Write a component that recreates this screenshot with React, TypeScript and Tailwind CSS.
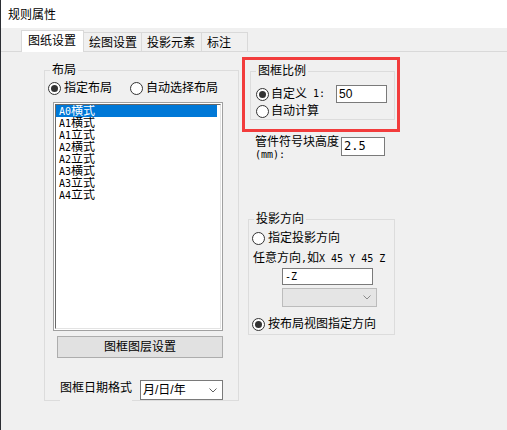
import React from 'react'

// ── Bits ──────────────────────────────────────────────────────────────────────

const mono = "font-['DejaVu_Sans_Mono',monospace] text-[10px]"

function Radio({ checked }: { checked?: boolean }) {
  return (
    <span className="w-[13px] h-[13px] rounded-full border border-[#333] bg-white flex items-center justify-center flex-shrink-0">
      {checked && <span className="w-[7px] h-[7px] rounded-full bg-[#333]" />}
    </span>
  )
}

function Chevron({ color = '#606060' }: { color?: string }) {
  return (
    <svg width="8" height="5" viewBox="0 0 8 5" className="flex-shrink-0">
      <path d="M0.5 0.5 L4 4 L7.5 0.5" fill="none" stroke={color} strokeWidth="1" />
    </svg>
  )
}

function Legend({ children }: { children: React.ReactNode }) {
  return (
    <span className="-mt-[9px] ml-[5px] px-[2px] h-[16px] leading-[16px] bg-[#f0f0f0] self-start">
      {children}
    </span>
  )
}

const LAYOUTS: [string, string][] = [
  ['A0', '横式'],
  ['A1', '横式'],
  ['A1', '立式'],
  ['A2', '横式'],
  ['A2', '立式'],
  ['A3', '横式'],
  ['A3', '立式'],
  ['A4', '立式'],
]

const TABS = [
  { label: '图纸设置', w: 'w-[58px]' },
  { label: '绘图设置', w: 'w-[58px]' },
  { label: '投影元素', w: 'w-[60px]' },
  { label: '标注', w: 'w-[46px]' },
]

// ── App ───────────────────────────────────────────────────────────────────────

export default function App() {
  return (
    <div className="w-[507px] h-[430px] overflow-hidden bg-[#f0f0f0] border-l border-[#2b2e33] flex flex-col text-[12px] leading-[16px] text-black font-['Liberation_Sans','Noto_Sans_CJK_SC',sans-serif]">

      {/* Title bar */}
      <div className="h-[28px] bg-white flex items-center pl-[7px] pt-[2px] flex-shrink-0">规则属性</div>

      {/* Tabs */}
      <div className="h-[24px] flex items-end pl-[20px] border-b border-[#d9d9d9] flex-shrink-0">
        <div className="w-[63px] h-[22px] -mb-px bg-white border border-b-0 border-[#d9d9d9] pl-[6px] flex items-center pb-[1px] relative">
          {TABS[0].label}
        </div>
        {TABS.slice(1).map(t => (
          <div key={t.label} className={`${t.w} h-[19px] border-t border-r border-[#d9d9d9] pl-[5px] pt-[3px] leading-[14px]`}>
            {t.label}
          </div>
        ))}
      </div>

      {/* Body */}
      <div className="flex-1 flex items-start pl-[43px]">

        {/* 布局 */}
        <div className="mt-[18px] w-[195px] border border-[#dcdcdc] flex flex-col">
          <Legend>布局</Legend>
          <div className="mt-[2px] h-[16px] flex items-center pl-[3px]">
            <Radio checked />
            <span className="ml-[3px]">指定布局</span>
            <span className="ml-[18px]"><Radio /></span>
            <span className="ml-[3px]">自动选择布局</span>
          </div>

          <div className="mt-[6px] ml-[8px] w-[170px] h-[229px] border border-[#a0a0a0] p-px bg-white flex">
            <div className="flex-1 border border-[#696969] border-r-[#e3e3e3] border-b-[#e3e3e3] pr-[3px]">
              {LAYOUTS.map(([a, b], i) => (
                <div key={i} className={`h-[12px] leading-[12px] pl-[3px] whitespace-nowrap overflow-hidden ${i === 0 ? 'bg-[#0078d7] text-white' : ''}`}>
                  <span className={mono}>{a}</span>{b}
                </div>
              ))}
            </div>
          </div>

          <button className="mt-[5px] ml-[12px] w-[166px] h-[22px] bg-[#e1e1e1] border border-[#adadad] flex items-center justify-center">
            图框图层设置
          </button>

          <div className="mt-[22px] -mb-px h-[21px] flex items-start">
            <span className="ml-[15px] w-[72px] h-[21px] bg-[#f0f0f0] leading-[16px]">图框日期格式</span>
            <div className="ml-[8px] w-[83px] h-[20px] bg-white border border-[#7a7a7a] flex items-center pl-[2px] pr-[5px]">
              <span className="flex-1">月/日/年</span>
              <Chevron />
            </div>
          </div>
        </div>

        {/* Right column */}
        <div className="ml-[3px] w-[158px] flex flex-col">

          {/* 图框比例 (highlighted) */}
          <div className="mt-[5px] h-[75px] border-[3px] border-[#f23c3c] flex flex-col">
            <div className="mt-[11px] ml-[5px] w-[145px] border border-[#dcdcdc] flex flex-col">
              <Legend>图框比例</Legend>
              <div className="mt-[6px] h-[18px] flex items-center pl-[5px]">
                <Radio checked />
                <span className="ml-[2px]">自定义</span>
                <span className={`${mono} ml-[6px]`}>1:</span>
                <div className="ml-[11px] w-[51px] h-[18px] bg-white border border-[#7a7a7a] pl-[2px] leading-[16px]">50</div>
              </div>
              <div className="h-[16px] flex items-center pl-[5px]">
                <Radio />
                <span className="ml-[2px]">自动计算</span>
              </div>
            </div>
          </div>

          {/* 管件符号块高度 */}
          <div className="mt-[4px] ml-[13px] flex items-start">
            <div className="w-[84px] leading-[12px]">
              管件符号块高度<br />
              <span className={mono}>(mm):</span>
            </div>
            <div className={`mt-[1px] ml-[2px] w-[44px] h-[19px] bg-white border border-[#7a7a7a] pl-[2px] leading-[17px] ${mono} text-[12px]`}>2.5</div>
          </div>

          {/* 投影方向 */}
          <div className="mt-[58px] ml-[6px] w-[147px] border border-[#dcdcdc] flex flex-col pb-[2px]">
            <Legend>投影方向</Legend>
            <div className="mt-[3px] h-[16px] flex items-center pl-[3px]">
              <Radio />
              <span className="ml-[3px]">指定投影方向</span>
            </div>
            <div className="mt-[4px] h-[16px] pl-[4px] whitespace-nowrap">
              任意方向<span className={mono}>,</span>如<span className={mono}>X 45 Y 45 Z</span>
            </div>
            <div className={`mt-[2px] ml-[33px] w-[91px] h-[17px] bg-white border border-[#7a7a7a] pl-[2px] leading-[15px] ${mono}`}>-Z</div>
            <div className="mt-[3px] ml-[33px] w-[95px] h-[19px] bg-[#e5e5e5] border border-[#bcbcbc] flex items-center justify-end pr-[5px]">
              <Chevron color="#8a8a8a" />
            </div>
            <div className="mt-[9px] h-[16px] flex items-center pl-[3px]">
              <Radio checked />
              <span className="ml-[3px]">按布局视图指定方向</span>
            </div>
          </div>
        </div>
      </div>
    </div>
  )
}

···

### Task objective
All of the lines above should be retyped precisely, apart from the pictures.

### Exercise output
Write a component that recreates this screenshot with React, TypeScript and Tailwind CSS.
import React from 'react'

// ── Bits ──────────────────────────────────────────────────────────────────────

const mono = "font-['DejaVu_Sans_Mono',monospace] text-[10px]"

function Radio({ checked }: { checked?: boolean }) {
  return (
    <span className="w-[13px] h-[13px] rounded-full border border-[#333] bg-white flex items-center justify-center flex-shrink-0">
      {checked && <span className="w-[7px] h-[7px] rounded-full bg-[#333]" />}
    </span>
  )
}

function Chevron({ color = '#606060' }: { color?: string }) {
  return (
    <svg width="8" height="5" viewBox="0 0 8 5" className="flex-shrink-0">
      <path d="M0.5 0.5 L4 4 L7.5 0.5" fill="none" stroke={color} strokeWidth="1" />
    </svg>
  )
}

function Legend({ children }: { children: React.ReactNode }) {
  return (
    <span className="-mt-[9px] ml-[5px] px-[2px] h-[16px] leading-[16px] bg-[#f0f0f0] self-start">
      {children}
    </span>
  )
}

const LAYOUTS: [string, string][] = [
  ['A0', '横式'],
  ['A1', '横式'],
  ['A1', '立式'],
  ['A2', '横式'],
  ['A2', '立式'],
  ['A3', '横式'],
  ['A3', '立式'],
  ['A4', '立式'],
]

const TABS = [
  { label: '图纸设置', w: 'w-[58px]' },
  { label: '绘图设置', w: 'w-[58px]' },
  { label: '投影元素', w: 'w-[60px]' },
  { label: '标注', w: 'w-[46px]' },
]

// ── App ───────────────────────────────────────────────────────────────────────

export default function App() {
  return (
    <div className="w-[507px] h-[430px] overflow-hidden bg-[#f0f0f0] border-l border-[#2b2e33] flex flex-col text-[12px] leading-[16px] text-black font-['Liberation_Sans','Noto_Sans_CJK_SC',sans-serif]">

      {/* Title bar */}
      <div className="h-[28px] bg-white flex items-center pl-[7px] pt-[2px] flex-shrink-0">规则属性</div>

      {/* Tabs */}
      <div className="h-[24px] flex items-end pl-[20px] border-b border-[#d9d9d9] flex-shrink-0">
        <div className="w-[63px] h-[22px] -mb-px bg-white border border-b-0 border-[#d9d9d9] pl-[6px] flex items-center pb-[1px] relative">
          {TABS[0].label}
        </div>
        {TABS.slice(1).map(t => (
          <div key={t.label} className={`${t.w} h-[19px] border-t border-r border-[#d9d9d9] pl-[5px] pt-[3px] leading-[14px]`}>
            {t.label}
          </div>
        ))}
      </div>

      {/* Body */}
      <div className="flex-1 flex items-start pl-[43px]">

        {/* 布局 */}
        <div className="mt-[18px] w-[195px] border border-[#dcdcdc] flex flex-col">
          <Legend>布局</Legend>
          <div className="mt-[2px] h-[16px] flex items-center pl-[3px]">
            <Radio checked />
            <span className="ml-[3px]">指定布局</span>
            <span className="ml-[18px]"><Radio /></span>
            <span className="ml-[3px]">自动选择布局</span>
          </div>

          <div className="mt-[6px] ml-[8px] w-[170px] h-[229px] border border-[#a0a0a0] p-px bg-white flex">
            <div className="flex-1 border border-[#696969] border-r-[#e3e3e3] border-b-[#e3e3e3] pr-[3px]">
              {LAYOUTS.map(([a, b], i) => (
                <div key={i} className={`h-[12px] leading-[12px] pl-[3px] whitespace-nowrap overflow-hidden ${i === 0 ? 'bg-[#0078d7] text-white' : ''}`}>
                  <span className={mono}>{a}</span>{b}
                </div>
              ))}
            </div>
          </div>

          <button className="mt-[5px] ml-[12px] w-[166px] h-[22px] bg-[#e1e1e1] border border-[#adadad] flex items-center justify-center">
            图框图层设置
          </button>

          <div className="mt-[22px] -mb-px h-[21px] flex items-start">
            <span className="ml-[15px] w-[72px] h-[21px] bg-[#f0f0f0] leading-[16px]">图框日期格式</span>
            <div className="ml-[8px] w-[83px] h-[20px] bg-white border border-[#7a7a7a] flex items-center pl-[2px] pr-[5px]">
              <span className="flex-1">月/日/年</span>
              <Chevron />
            </div>
          </div>
        </div>

        {/* Right column */}
        <div className="ml-[3px] w-[158px] flex flex-col">

          {/* 图框比例 (highlighted) */}
          <div className="mt-[5px] h-[75px] border-[3px] border-[#f23c3c] flex flex-col">
            <div className="mt-[11px] ml-[5px] w-[145px] border border-[#dcdcdc] flex flex-col">
              <Legend>图框比例</Legend>
              <div className="mt-[6px] h-[18px] flex items-center pl-[5px]">
                <Radio checked />
                <span className="ml-[2px]">自定义</span>
                <span className={`${mono} ml-[6px]`}>1:</span>
                <div className="ml-[11px] w-[51px] h-[18px] bg-white border border-[#7a7a7a] pl-[2px] leading-[16px]">50</div>
              </div>
              <div className="h-[16px] flex items-center pl-[5px]">
                <Radio />
                <span className="ml-[2px]">自动计算</span>
              </div>
            </div>
          </div>

          {/* 管件符号块高度 */}
          <div className="mt-[4px] ml-[13px] flex items-start">
            <div className="w-[84px] leading-[12px]">
              管件符号块高度<br />
              <span className={mono}>(mm):</span>
            </div>
            <div className={`mt-[1px] ml-[2px] w-[44px] h-[19px] bg-white border border-[#7a7a7a] pl-[2px] leading-[17px] ${mono} text-[12px]`}>2.5</div>
          </div>

          {/* 投影方向 */}
          <div className="mt-[58px] ml-[6px] w-[147px] border border-[#dcdcdc] flex flex-col pb-[2px]">
            <Legend>投影方向</Legend>
            <div className="mt-[3px] h-[16px] flex items-center pl-[3px]">
              <Radio />
              <span className="ml-[3px]">指定投影方向</span>
            </div>
            <div className="mt-[4px] h-[16px] pl-[4px] whitespace-nowrap">
              任意方向<span className={mono}>,</span>如<span className={mono}>X 45 Y 45 Z</span>
            </div>
            <div className={`mt-[2px] ml-[33px] w-[91px] h-[17px] bg-white border border-[#7a7a7a] pl-[2px] leading-[15px] ${mono}`}>-Z</div>
            <div className="mt-[3px] ml-[33px] w-[95px] h-[19px] bg-[#e5e5e5] border border-[#bcbcbc] flex items-center justify-end pr-[5px]">
              <Chevron color="#8a8a8a" />
            </div>
            <div className="mt-[9px] h-[16px] flex items-center pl-[3px]">
              <Radio checked />
              <span className="ml-[3px]">按布局视图指定方向</span>
            </div>
          </div>
        </div>
      </div>
    </div>
  )
}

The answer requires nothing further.